Its name is the only clue we have to its purpose: It is called Culver Hole. It does not run obediently and horizontally backwards but strains upwards, tall and thin like a stringy old man clinging to the cliffs near Port Eynon.

And the strangest bit of the whole business is that Culver Hole is walled in, with openings provided. Inside, it has several floors and treacherous flights of stairs, so that it is obvious that man once used it for his own purposes. But local lore has nothing to say about how it was used. Man has built this extraordinary cliffside limpet, named it and forgotten he ever cared for its existence.

So I’ll tell you what historians surmise, shall I?

Make a warm cavern on the cliff and you make a home for hundreds, even thousands of Blue Rock Pigeons.

Blue rock pigeons are like rats: they can breed all year round. Quickly. Dent their population and they’ll have the discrepancy corrected in a trice, generating pigeon after pigeon ad infinitum, there in the dark treacherous farmed shelter of a culufre cave.

Have you ever seen a recipe for mediaeval pigeon pie? You have to make a coffyn: a tomb of robust pastry which might be thrown away or eaten depending on how desperately hungry you are.

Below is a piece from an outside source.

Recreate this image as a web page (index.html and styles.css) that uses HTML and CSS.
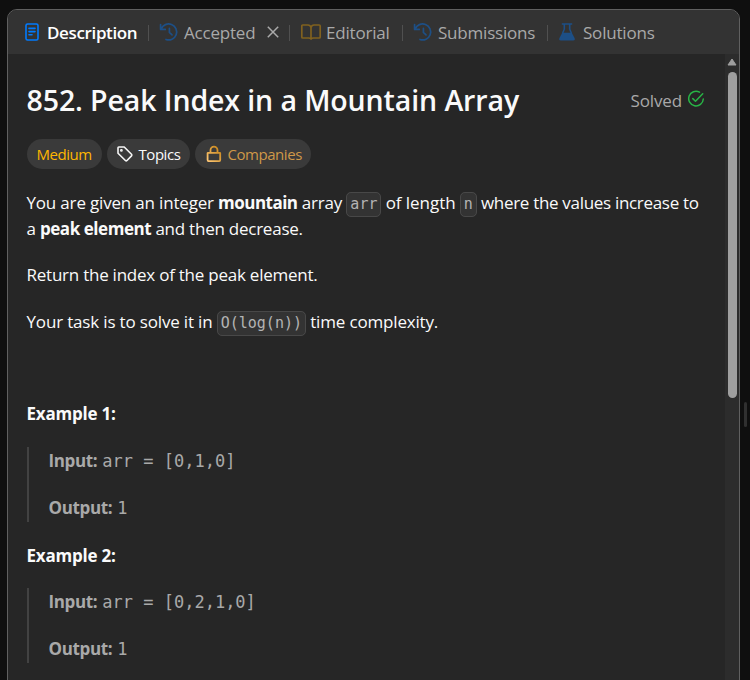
FILE: index.html
```html
<!DOCTYPE html>
<html lang="en">
<head>
<meta charset="utf-8">
<title>852. Peak Index in a Mountain Array</title>
<link rel="stylesheet" href="styles.css">
</head>
<body>
<main class="panel">
  <nav class="tabs">
    <div class="tab tab-description active"><svg class="icon" viewBox="0 0 18 20" fill="none" stroke="#007bff" stroke-width="1.6" stroke-linecap="round"><rect x="3" y="2" width="12" height="16" rx="1.6"/><path d="M6 6.4h6M6 9.6h6M6 12.8h3"/></svg><span>Description</span></div>
    <div class="tab tab-accepted"><svg class="icon history" viewBox="0 0 20 20" fill="none" stroke="#1d4f86" stroke-width="1.7" stroke-linecap="round" stroke-linejoin="round"><path d="M1.6 2.6v4.8h4.7M2.2 7A8 8 0 1 1 7 17.5M10.4 6.4v4l2.6 2.4"/></svg><span>Accepted</span><svg class="close" viewBox="0 0 14 14" stroke="#aaa" stroke-width="1.5"><path d="M1.8 1.8l10.4 10.4M12.2 1.8L1.8 12.2"/></svg></div>
    <div class="tab tab-editorial"><svg class="icon book" viewBox="0 0 22 20" fill="none" stroke="#80611f" stroke-width="1.7" stroke-linejoin="round"><path d="M11 5.5Q10.3 3 8 3H2.8Q1.8 3 1.8 4v11q0 1 1 1h5.8q1.6 0 2.4 1 .8-1 2.4-1h5.8q1 0 1-1V4q0-1-1-1H14q-2.3 0-3 2.5V16.5"/></svg><span>Editorial</span></div>
    <div class="tab tab-submissions"><svg class="icon history" viewBox="0 0 20 20" fill="none" stroke="#1d4f86" stroke-width="1.7" stroke-linecap="round" stroke-linejoin="round"><path d="M1.6 2.6v4.8h4.7M2.2 7A8 8 0 1 1 7 17.5M10.4 6.4v4l2.6 2.4"/></svg><span>Submissions</span></div>
    <div class="tab tab-solutions"><svg class="icon flask" viewBox="0 0 18 20"><path d="M4.4 2h9.2M6.3 2v5.2L4.7 11M11.7 2v5.2L13.3 11" fill="none" stroke="#1d4f86" stroke-width="1.6" stroke-linecap="round"/><path d="M4.2 10.8h9.6l2.7 5.1q1 2.5-1.3 2.5H2.8Q.5 18.4 1.5 15.9z" fill="#1d4f86"/></svg><span>Solutions</span></div>
  </nav>
  <div class="body">
    <article class="content">
      <header class="heading">
        <h1>852. Peak Index in a Mountain Array</h1>
        <div class="solved"><span>Solved</span><svg viewBox="0 0 18 18" fill="none" stroke="#28b446" stroke-width="1.5" stroke-linecap="round" stroke-linejoin="round"><path d="M12.5 2.2A7.3 7.3 0 1 0 16.3 9M5.8 8.6l2.7 2.7 7.2-7.5"/></svg></div>
      </header>
      <div class="chips">
        <span class="chip medium"><span>Medium</span></span>
        <span class="chip topics"><svg viewBox="0 0 18 18" fill="none" stroke="#f5f5f5" stroke-width="1.6" stroke-linejoin="round"><path d="M2 2.8Q2 2 2.8 2H8.2L15.5 9.3q.8.8 0 1.6L11 15.5q-.8.8-1.6 0L2 8.2z"/><circle cx="5.4" cy="5.4" r=".6"/></svg><span>Topics</span></span>
        <span class="chip companies"><svg viewBox="0 0 18 18" fill="none" stroke="url(#gold)" stroke-width="1.8"><defs><linearGradient id="gold" x1="0" y1="1" x2="1" y2="0"><stop stop-color="#ffc875"/><stop offset="1" stop-color="#c48113"/></linearGradient></defs><path d="M3.1 7.8h11.8q.3 0 .3.3v7q0 1-1 1H3.6q-1 0-1-1v-7q0-.3.5-.3zM5.5 7.4V5.2a3.5 3.5 0 0 1 7 0v2.2"/></svg><span>Companies</span></span>
      </div>
      <p class="intro"><span class="given">You are given an integer <b>mountain</b> array</span> <code>arr</code> <span class="length">of length</span> <code>n</code> <span class="where">where the values increase to</span><br><span class="peak">a <b>peak element</b> and then decrease.</span></p>
      <p>Return the index of the peak element.</p>
      <p class="task">Your task is to solve it in <code>O(log(n))</code> <span>time complexity.</span></p>
      <p>&nbsp;</p>
      <p class="example"><b>Example 1:</b></p>
      <div class="sample"><div><b>Input:</b><samp>arr = [0,1,0]</samp></div><div><b>Output:</b><samp>1</samp></div></div>
      <p class="example second"><b>Example 2:</b></p>
      <div class="sample"><div><b>Input:</b><samp>arr = [0,2,1,0]</samp></div><div><b>Output:</b><samp>1</samp></div></div>
    </article>
    <div class="scrollbar"><svg viewBox="0 0 10 8"><path d="M5 1L9 7H1z" fill="#9f9f9f" stroke="#9f9f9f" stroke-linejoin="round"/></svg><div class="thumb"></div></div>
  </div>
</main>
<div class="resizer"></div>
</body>
</html>
```
FILE: styles.css
```css
* { box-sizing: border-box; }
body { margin: 0; height: 680px; overflow: hidden; background: #0f0f0f; font-family: "Open Sans", "Noto Sans", sans-serif; font-size: 17px; color: #fafafa; display: flex; align-items: flex-start; }
svg { display: block; flex: none; }
.panel { width: 733px; height: 690px; margin: 9px 0 0 7px; flex: none; border: 1px solid #606060; border-radius: 10px; overflow: hidden; background: #262626; }
.tabs { height: 44px; background: #333; display: flex; align-items: center; padding-left: 15px; }
.tab { display: flex; align-items: center; position: relative; color: #a9a9a9; white-space: nowrap; letter-spacing: -.2px; flex: none; }
.tab + .tab::before { content: ""; position: absolute; left: -11px; top: 4px; width: 1px; height: 16px; background: #505050; }
.icon { width: 18px; height: 20px; margin-right: 6px; }
.history { width: 20px; margin-right: 5px; }
.book { width: 22px; margin-right: 4px; }
.tab-description { width: 136px; }
.tab-accepted { width: 141px; }
.tab-editorial { width: 113px; }
.tab-submissions { width: 145px; }
.tab-solutions .icon { margin-right: 7px; }
.active { color: #fff; font-weight: 600; letter-spacing: -.36px; }
.close { width: 14px; height: 14px; margin-left: 11px; }
.body { display: flex; height: 646px; }
.content { flex: 1; padding: 29px 19px 0 18.5px; min-width: 0; }
.heading { display: flex; justify-content: space-between; height: 36px; align-items: center; }
h1 { margin: -2px 0 0; font-size: 28.5px; line-height: 36px; font-weight: 600; letter-spacing: -.1px; white-space: nowrap; }
.solved { display: flex; align-items: center; gap: 5px; color: #a9a9a9; letter-spacing: -.15px; margin: -2px 1px 0 0; }
.solved svg { width: 18px; height: 18px; margin-top: -3px; }
.chips { display: flex; gap: 5px; margin-top: 20px; }
.chip { height: 30px; border-radius: 15px; background: #3a3a3a; padding: 0 10px; font-size: 15px; display: flex; align-items: center; gap: 5px; white-space: nowrap; letter-spacing: -.45px; }
.chip svg { width: 18px; height: 18px; }
.medium { width: 75px; color: #ffb700; }
.topics { width: 83px; padding-left: 9px; }
.companies { width: 116px; color: #cf9848; }
p { margin: 0 0 20.3px; line-height: 26px; white-space: nowrap; letter-spacing: -.24px; }
b { font-weight: 700; letter-spacing: -.52px; }
.intro { margin-top: 21px; }
.given { letter-spacing: -.18px; }
.length { letter-spacing: -.05px; }
.where { letter-spacing: -.31px; }
.peak b { letter-spacing: -.44px; }
.task { letter-spacing: -.17px; }
.example b { letter-spacing: -.22px; }
.sample b { letter-spacing: -.36px; }
code { font: 15px/20px "DejaVu Sans Mono", monospace; letter-spacing: 0; color: #b3b3b3; background: #333; border: 1px solid #484848; border-radius: 5px; padding: 2px 3px 3px; }
.sample { border-left: 2px solid #424242; height: 75px; padding-left: 20px; color: #a9a9a9; margin-bottom: 20px; display: flex; flex-direction: column; gap: 20px; line-height: 27px; }
.sample > div { display: flex; }
samp { font-family: "DejaVu Sans Mono", monospace; font-size: 17px; line-height: 29px; height: 27px; white-space: pre; margin-left: 5px; }
.second { padding-top: 1px; margin-bottom: 18.6px; }
.scrollbar { width: 14px; background: #2c2c2c; padding: 4px 2px; display: flex; flex-direction: column; gap: 5px; }
.scrollbar svg { width: 10px; height: 8px; }
.thumb { width: 9px; height: 326px; margin-left: 1px; margin-top: 1px; border-radius: 5px; background: #9f9f9f; }
.resizer { width: 3px; height: 25px; border-radius: 2px; background: #303030; margin: 402px 0 0 4px; }
```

You couche the fowle in the coffyn, then take mary harde yolks of egges, throwing in reysons of coraunce, prunes, hole clowes, hole maces, canell and saffron. And  lay thyme about them as thou thinkest goode. Then strew about them this: dates, mary and reysons and then close the coffin with a lydde of the same past and putte hit in the oven.*

Culver Hole: a pigeon farm. A place for food. The people of the Gower must always have been sleek and well-fed, surely?

  • This recipe comes from a fifteenth century cookery book, Harleian Manuscript 4016, Edited by Thomas Austin, Oxford University Press, 1964

19 thoughts on “The Pigeon Cave

  1. “But back then, pigeons were as lean and desperate as the human population.” Great line – and wonderful observations. We tend to forget how easy life is now. The nursery rhymes did reflect real life. Delightful post

  2. Aaargh I remember the winter of 1204-5. The Thames froze over and famine stalked the land. That was when bad King John fined the squire £100 for cutting down trees without permission and then had the cheek to send him a barrel of wine to give to his wife – and we all knew what that meant.

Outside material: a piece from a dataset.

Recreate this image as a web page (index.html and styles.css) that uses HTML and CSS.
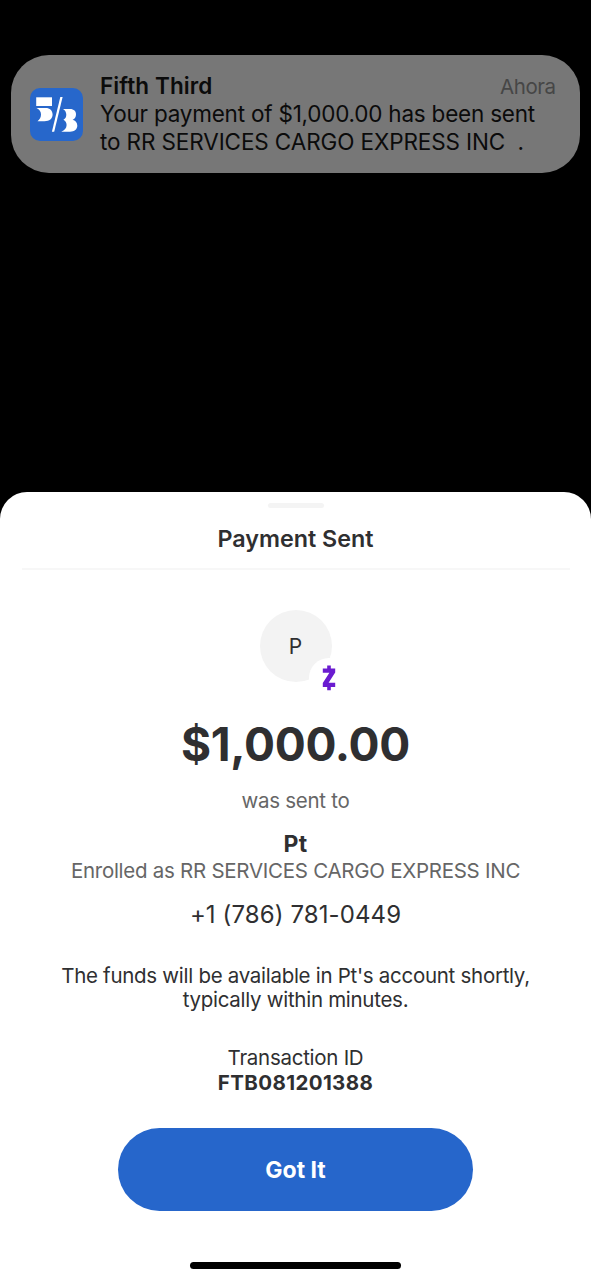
FILE: index.html
```html
<!DOCTYPE html>
<html lang="en">
<head>
<meta charset="utf-8">
<title>Payment Sent</title>
<link rel="stylesheet" href="styles.css">
</head>
<body>
<div class="screen">
  <section class="notification">
    <svg class="app-icon" viewBox="0 0 53 53" aria-hidden="true">
      <rect width="53" height="53" rx="10" fill="#2767cb"/>
      <g fill="#fff">
        <path d="M6.200 9.300H22V18H6.200Z"/>
        <path d="M6.500 20H15.500C20 20 22.600 22.700 22.600 26.500C22.600 30.700 19.400 33.200 14.500 33.200H7.500C9.800 31.500 11 29.500 11 26.500C11 23.600 9.500 21.500 6.500 20Z"/>
        <path d="M30.300 9H32.600L24.200 43.800H21.900Z"/>
        <path d="M33 21H40C44 21 46 23.300 46 26.500C46 29 44.800 30.900 42.600 31.700C45.300 32.500 47.300 34.500 47.300 37.600C47.300 41.500 44.500 43.800 40 43.800H31.300C34.500 42.400 36.600 40 36.600 37C36.600 34.700 35.600 32.800 33.400 31.700C35.400 30.700 36.300 29 36.300 26.800C36.300 24.200 35 22 33 21Z"/>
      </g>
    </svg>
    <div class="notification-text">
      <div class="notification-head">
        <strong class="notification-title">Fifth Third</strong>
        <span class="notification-time">Ahora</span>
      </div>
      <p class="notification-body"><span class="line-one">Your payment of $1,000.00 has been sent</span><br><span class="line-two">to RR SERVICES CARGO EXPRESS INC &nbsp;.</span></p>
    </div>
  </section>
  <main class="sheet">
    <div class="handle"></div>
    <h1 class="sheet-title">Payment Sent</h1>
    <div class="avatar">
      <span class="initial">P</span>
      <span class="badge">
        <svg class="zelle" viewBox="0 0 14 26" aria-hidden="true">
          <path d="M5.200 .5H8.800V3.600H13.200V7.600L6.600 17.800H13.200V22H8.800V25.300H5.200V22H.8V18L7.400 7.800H.8V3.600H5.200Z" fill="#6a1bd0"/>
        </svg>
      </span>
    </div>
    <p class="amount">$1,000.00</p>
    <p class="sent-to">was sent to</p>
    <p class="name">Pt</p>
    <p class="enrolled">Enrolled as RR SERVICES CARGO EXPRESS INC</p>
    <p class="phone">+1 (786) 781-0449</p>
    <p class="funds">The funds will be available in Pt's account shortly,<br>typically within minutes.</p>
    <p class="transaction">Transaction ID</p>
    <p class="transaction-id">FTB081201388</p>
    <button class="confirm" type="button">Got It</button>
    <div class="home-bar"></div>
  </main>
</div>
</body>
</html>
```
FILE: styles.css
```css
* { box-sizing: border-box; }
body { margin: 0; background: #000; font-family: Inter, "Liberation Sans", sans-serif; }
p, h1 { margin: 0; }
.screen {
  width: 591px; height: 1280px; overflow: hidden; background: #000;
  display: flex; flex-direction: column; justify-content: space-between;
  padding-top: 55.4px; white-space: nowrap;
}
.notification {
  height: 118px; margin: 0 11.4px; padding: 17px 24px 0 19px;
  display: flex; gap: 16.5px; background: #777; border-radius: 38px; color: #0b0b0b;
}
.app-icon { width: 53px; height: 53px; margin-top: 15.5px; flex: none; }
.notification-text { flex: 1; }
.notification-head { display: flex; justify-content: space-between; height: 27.7px; line-height: 28px; }
.notification-title { font-size: 22.5px; font-weight: 600; letter-spacing: 0.1px; }
.notification-time { font-size: 20.5px; letter-spacing: -0.45px; color: #464646; padding-top: 1px; }
.notification-body { font-size: 22.5px; line-height: 27.5px; }
.line-one { letter-spacing: -0.22px; }
.line-two { letter-spacing: -0.11px; }
.sheet {
  height: 788px; background: #fff; border-radius: 27px 27px 0 0; color: #2f2f31;
  display: flex; flex-direction: column; align-items: center; text-align: center;
}
.handle { width: 56px; height: 5px; margin-top: 11px; border-radius: 2.5px; background: #f4f4f4; }
.sheet-title {
  width: 548px; height: 62px; padding-top: 17px; border-bottom: 2px solid #f7f7f7;
  font-size: 23.3px; line-height: 28px; font-weight: 600; letter-spacing: 0;
}
.avatar {
  position: relative; width: 72px; height: 72px; margin-top: 40px; border-radius: 50%;
  background: #f3f3f3; display: grid; place-items: center;
}
.initial { font-size: 21px; line-height: 24px; padding-top: 1px; }
.badge {
  position: absolute; left: 49px; top: 48px; width: 40px; height: 40px;
  border-radius: 50%; background: #fff; display: grid; place-items: center;
}
.zelle { width: 14px; height: 26px; }
.amount { margin-top: 34px; font-size: 46px; line-height: 56px; font-weight: 700; letter-spacing: -0.3px; }
.sent-to { margin-top: 16.5px; font-size: 20.5px; line-height: 24px; letter-spacing: -0.27px; color: #666; }
.name { margin-top: 18.5px; font-size: 23px; line-height: 26px; font-weight: 700; letter-spacing: 0.3px; }
.enrolled { margin-top: 2px; font-size: 20.5px; line-height: 24px; letter-spacing: -0.27px; color: #666; }
.phone { margin-top: 17px; font-size: 24px; line-height: 30px; letter-spacing: 0.1px; }
.funds { margin-top: 33.5px; font-size: 20.5px; line-height: 24.5px; letter-spacing: -0.285px; }
.transaction { margin-top: 32.5px; font-size: 20.5px; line-height: 25px; letter-spacing: -0.27px; }
.transaction-id { font-size: 20.5px; line-height: 25px; font-weight: 700; letter-spacing: 0.38px; }
.confirm {
  width: 355px; height: 83px; margin-top: 33px; padding: 0; border: 0; border-radius: 42px;
  background: #2666cb; color: #fff; font: 700 23px/28px Inter, "Liberation Sans", sans-serif;
  letter-spacing: 0;
}
.home-bar { width: 211px; height: 7px; margin-top: 51px; border-radius: 4px; background: #000; }
```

  3. Well, now, ’tis an interesting piece of the pie, Kate. Love the recipe – not that I will try making it, mind you.
    Pigeon pie was popular during migration in the midwest. There is even a marker commemorating the carrier pigeon at a way station in Wisconsin. Alas, they are now extinct.

  4. In Australia we have the Wonga pigeon, so naturally plump that it can barely get off the ground. Historically, earlier centuries, but it is now a protected species.

  5. New York is also heavily populated with pigeons, Kate, but I’m rather fond of them, not to imply that I feed them, but I would certainly never eat one! But, I suppose desperate times called for desperate measures. Pigeons are birds with swagger and attitude that I find, dare I say it, charming. I enjoyed seeing them perched on the sill at my place of employ’s old location. Recently, they’ve started to hang out on the sill at my new digs, but the windows are frosted so they’re just silhouetted against the glass. It is true that they’re not exactly svelte on this side of the pond, either. NYC’s streets are littered with plenty of grub for our rock doves. Just like the human population, our pigeon population seems to have fallen victim to the obesity epidemic, too.

    1. Aw, I’m glad the pigeons are making their presence felt at your new place, Virginia. I have this image of these small but very definite shadows flickering on your work windowsill. They won’t be deterred by a bit of frosting!

  6. I have to say my favorite part is the medieval recipe. Many of the spellings and terms are so strange compared to their contemporaries, yet the whole is understood as though the intervening 600+ years in changes to the language are only trivial.